Task directions: In the material below, find all lines with the string "styles" and copy them.

Source data:
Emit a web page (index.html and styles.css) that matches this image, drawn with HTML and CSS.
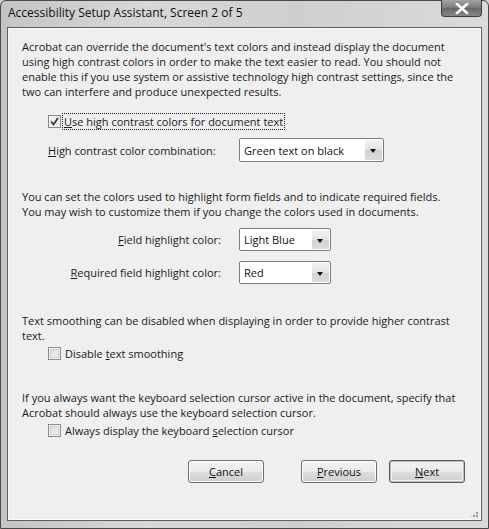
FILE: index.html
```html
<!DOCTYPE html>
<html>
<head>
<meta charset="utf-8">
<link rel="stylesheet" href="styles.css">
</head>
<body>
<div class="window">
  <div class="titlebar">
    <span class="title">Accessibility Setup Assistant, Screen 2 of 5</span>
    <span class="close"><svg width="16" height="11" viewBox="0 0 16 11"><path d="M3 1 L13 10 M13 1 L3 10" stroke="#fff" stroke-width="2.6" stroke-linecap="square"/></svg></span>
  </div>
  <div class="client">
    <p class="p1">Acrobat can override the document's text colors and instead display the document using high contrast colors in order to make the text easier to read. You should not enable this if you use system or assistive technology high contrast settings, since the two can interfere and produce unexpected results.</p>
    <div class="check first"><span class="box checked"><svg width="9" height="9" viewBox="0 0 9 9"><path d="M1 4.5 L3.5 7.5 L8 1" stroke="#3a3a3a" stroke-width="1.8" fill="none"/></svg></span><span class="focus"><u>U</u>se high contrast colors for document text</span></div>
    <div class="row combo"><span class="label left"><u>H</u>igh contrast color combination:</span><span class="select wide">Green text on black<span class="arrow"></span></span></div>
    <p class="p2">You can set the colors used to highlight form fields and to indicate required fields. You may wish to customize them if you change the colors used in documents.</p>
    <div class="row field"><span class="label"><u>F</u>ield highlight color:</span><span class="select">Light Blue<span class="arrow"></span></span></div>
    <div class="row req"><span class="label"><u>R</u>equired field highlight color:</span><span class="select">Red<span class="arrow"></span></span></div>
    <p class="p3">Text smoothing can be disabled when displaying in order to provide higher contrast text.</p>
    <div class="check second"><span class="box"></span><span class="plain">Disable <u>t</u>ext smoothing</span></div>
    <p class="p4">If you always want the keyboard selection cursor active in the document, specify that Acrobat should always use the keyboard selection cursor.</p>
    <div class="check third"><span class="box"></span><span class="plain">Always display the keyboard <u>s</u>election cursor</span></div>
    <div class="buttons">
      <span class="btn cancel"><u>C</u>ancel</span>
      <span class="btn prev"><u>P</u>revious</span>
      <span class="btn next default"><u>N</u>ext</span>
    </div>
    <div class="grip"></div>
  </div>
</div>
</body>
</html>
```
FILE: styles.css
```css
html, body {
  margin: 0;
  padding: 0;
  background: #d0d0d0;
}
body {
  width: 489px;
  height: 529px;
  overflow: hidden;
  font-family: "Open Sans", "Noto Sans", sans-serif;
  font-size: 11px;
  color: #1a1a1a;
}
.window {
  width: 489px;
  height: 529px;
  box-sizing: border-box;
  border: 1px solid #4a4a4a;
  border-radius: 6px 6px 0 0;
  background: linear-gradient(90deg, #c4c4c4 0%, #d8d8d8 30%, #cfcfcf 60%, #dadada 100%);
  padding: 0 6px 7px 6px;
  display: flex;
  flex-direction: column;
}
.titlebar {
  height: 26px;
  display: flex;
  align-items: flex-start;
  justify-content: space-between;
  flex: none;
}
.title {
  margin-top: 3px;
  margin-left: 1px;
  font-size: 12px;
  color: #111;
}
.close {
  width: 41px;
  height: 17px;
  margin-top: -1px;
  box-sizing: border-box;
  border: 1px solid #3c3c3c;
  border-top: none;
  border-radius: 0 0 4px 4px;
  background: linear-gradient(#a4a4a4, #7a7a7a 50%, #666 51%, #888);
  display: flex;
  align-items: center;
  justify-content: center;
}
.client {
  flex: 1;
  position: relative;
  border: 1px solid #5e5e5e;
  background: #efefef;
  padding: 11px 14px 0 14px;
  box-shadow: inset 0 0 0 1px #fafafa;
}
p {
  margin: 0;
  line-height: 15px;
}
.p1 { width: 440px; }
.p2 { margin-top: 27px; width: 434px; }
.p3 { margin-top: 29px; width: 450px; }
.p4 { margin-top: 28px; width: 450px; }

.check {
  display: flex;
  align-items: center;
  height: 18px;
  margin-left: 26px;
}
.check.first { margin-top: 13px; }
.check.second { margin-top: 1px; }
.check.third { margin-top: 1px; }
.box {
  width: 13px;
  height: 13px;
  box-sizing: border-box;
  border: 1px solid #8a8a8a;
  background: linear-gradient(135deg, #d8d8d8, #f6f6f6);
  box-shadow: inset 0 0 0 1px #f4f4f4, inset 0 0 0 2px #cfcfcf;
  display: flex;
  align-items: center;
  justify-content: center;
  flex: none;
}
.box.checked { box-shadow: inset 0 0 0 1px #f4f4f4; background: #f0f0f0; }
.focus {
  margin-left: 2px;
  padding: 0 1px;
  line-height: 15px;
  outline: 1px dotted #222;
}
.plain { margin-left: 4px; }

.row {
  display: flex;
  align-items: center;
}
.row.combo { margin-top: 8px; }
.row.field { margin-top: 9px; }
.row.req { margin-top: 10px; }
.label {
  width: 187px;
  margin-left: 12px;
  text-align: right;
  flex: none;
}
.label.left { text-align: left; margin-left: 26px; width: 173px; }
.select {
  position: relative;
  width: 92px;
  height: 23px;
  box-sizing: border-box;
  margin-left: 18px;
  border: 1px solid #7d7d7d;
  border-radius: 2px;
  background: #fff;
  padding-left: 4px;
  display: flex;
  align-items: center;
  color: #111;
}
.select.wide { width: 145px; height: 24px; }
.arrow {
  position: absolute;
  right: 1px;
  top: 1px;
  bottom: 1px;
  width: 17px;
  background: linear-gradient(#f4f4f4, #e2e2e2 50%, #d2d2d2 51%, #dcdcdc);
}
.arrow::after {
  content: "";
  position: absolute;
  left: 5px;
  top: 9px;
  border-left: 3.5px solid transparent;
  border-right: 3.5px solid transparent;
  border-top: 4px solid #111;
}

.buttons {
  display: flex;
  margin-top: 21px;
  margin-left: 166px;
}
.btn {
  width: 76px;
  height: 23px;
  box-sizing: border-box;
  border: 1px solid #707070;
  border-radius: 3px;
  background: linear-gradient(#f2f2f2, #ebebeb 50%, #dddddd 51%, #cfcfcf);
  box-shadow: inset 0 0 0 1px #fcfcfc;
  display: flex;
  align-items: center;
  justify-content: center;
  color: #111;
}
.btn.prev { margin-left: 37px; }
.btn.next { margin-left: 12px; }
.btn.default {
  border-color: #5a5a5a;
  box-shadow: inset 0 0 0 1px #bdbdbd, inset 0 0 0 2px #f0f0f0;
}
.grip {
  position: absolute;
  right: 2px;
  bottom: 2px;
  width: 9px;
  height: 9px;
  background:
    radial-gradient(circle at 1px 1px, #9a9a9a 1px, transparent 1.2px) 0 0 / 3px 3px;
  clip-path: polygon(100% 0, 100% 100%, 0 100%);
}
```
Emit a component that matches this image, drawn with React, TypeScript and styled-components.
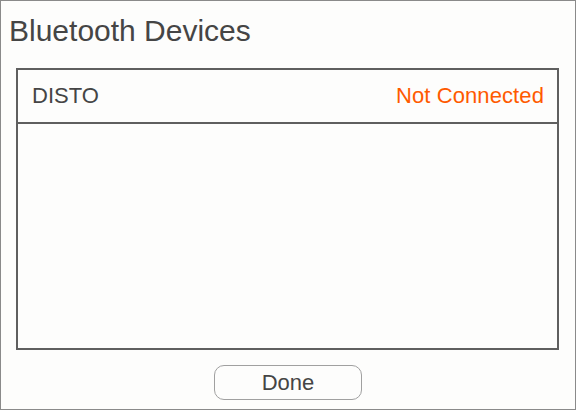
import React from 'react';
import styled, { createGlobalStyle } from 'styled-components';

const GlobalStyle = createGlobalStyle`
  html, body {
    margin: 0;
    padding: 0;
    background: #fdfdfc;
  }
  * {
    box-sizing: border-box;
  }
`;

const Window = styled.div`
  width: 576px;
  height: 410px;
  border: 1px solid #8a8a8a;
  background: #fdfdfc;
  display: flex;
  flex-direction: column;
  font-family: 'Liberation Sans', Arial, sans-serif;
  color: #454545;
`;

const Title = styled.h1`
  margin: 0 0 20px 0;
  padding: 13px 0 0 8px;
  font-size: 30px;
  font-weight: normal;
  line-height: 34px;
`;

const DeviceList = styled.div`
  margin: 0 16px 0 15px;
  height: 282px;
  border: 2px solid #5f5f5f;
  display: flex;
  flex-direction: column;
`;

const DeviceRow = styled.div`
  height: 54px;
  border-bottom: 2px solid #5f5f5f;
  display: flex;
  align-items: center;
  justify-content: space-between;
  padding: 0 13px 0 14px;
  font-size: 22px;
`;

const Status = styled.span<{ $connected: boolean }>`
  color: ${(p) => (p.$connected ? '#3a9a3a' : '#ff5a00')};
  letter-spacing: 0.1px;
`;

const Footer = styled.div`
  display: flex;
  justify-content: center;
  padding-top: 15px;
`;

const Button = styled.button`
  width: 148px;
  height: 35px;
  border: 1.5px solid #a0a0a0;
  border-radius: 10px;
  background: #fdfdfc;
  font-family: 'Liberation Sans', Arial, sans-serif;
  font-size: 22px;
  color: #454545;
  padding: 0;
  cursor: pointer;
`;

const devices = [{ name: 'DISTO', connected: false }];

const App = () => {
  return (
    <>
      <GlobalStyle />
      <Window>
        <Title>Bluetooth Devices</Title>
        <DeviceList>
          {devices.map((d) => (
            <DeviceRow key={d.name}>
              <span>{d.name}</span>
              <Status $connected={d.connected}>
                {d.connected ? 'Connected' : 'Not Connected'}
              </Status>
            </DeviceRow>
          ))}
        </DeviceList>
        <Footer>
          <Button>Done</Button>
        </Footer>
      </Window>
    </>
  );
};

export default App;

Answer in full:
Emit a web page (index.html and styles.css) that matches this image, drawn with HTML and CSS.
<link rel="stylesheet" href="styles.css">
FILE: styles.css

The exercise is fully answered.